Scientists at the National Institutes of Health have developed a mouse model to study the sexual and fetal transmission of Zika virus. This will enable studies to further understanding of how the Zika virus spreads, thereby allowing treatments to be developed.
Zika virus first infected humans in Brazil in 2015. It spread rapidly across south America, and there have now also been smaller Zika outbreaks in mainland America and Asia. The main route through which humans acquire the Zika virus is a bite from an infected Aedes aegypti mosquito.
However, there have also been reports of human-to-human Zika transmission via sexual intercourse and transfer of the virus from mother to fetus. Of particular concern is the fact that babies born to mothers infected with the Zika virus have a 20-fold increased risk of having a brain defect, especially microcephaly.
Data relating to the sexual and uterine transmission of Zika are limited, but it is clear that such transfers are possible. In 2016, sexual transmission of Zika virus was reported in eleven countries (United States of America, Italy, France, Germany, New Zealand, Argentina, Chile, Peru, Portugal, Canada, Spain). The first case of sexual transmission of Zika in 2017 was reported in Florida earlier this week.

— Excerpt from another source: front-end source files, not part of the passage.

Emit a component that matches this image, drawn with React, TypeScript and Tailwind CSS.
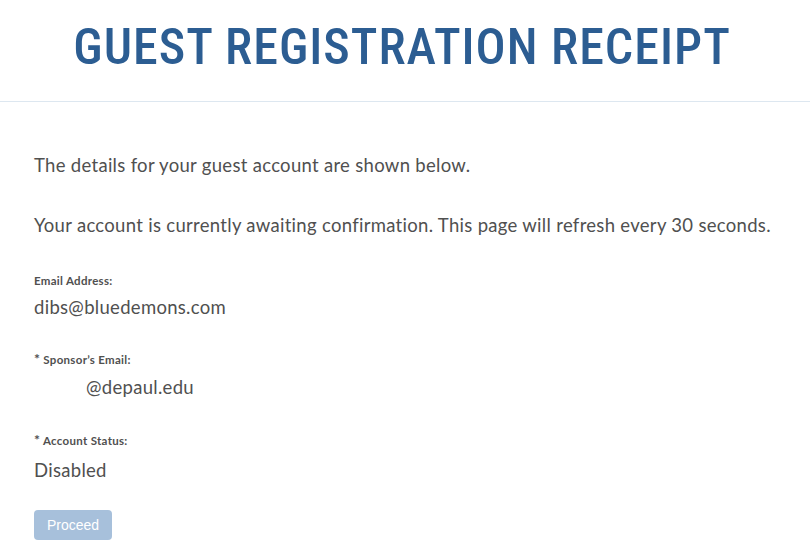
import React from "react";

export default function App() {
  return (
    <div className="w-[810px] h-[554px] bg-white overflow-hidden">
      <header className="h-[102px] border-b border-[#dde7f0] flex justify-center">
        <h1
          className="mt-[18px] mr-[6px] text-[50px] leading-[58px] text-[#2c5d92] tracking-[1px] font-medium"
          style={{ fontFamily: '"Liberation Sans Narrow", "Roboto Condensed", Roboto, sans-serif' }}
        >
          GUEST REGISTRATION RECEIPT
        </h1>
      </header>
      <main
        className="px-[34px] pt-[50px] text-[#505050] tracking-[0.3px]"
        style={{ fontFamily: 'Lato, "Noto Sans", sans-serif' }}
      >
        <p className="text-[18.5px] leading-[26px]">The details for your guest account are shown below.</p>
        <p className="mt-[34px] text-[18.5px] leading-[26px]">
          Your account is currently awaiting confirmation. This page will refresh every 30 seconds.
        </p>
        <div className="mt-[36px]">
          <div className="text-[11.5px] font-bold leading-[14px]">Email Address:</div>
          <div className="mt-[6px] text-[18.5px] leading-[26px]">dibs@bluedemons.com</div>
        </div>
        <div className="mt-[32px]">
          <div className="text-[11.5px] font-bold leading-[14px]">
            <span className="text-[14px]">*</span> Sponsor’s Email:
          </div>
          <div className="mt-[7px] text-[18.5px] leading-[26px] pl-[52px]">@depaul.edu</div>
        </div>
        <div className="mt-[33px]">
          <div className="text-[11.5px] font-bold leading-[14px]">
            <span className="text-[14px]">*</span> Account Status:
          </div>
          <div className="mt-[9px] text-[18.5px] leading-[26px]">Disabled</div>
        </div>
        <button
          className="mt-[27px] w-[78px] h-[30px] rounded-[4px] bg-[#a7c0db] text-white text-[14px] tracking-normal"
          style={{ fontFamily: '"Liberation Sans", Arial, sans-serif' }}
        >
          Proceed
        </button>
      </main>
    </div>
  );
}
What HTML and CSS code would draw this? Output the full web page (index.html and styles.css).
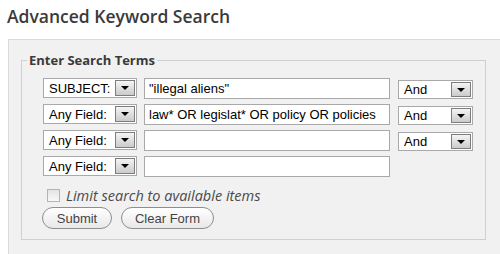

The powerful interferon response to Zika infection observed in the mouse has hindered previous attempts to study Zika transmission in mouse models. Scientists at the National Institutes of Health scientists have now developed a mouse line that lacks the ability to produce key cells of the immune system, and so the interferon response is suppressed.
This new Zika mouse model will allow the precise mechanisms by which Zika is transferred from human to human during sexual intercourse or pregnancy to be investigated. Details of exactly when the transfer occurs and by which routes can now be determined. This in turn will allow research into potential treatments to block virus transmission.
Using this mouse model, researchers have already shown that Zika virus was frequently transferred between males and females. Where pregnancies occurred, only some of the fetuses from each female were infected with Zika. Interestingly, among infected fetuses, the Zika virus was detected in a range of fetal tissue types and not just in the brain, where defects have already been observed in humans.
It is hoped that further studies using this new mouse model will help clarify how Zika virus is spread from human to human and how Zika infection impairs fetal development, giving rise to birth defects. Elucidation of the mechanisms will facilitate the development of treatments and vaccines to control or prevent Zika infection.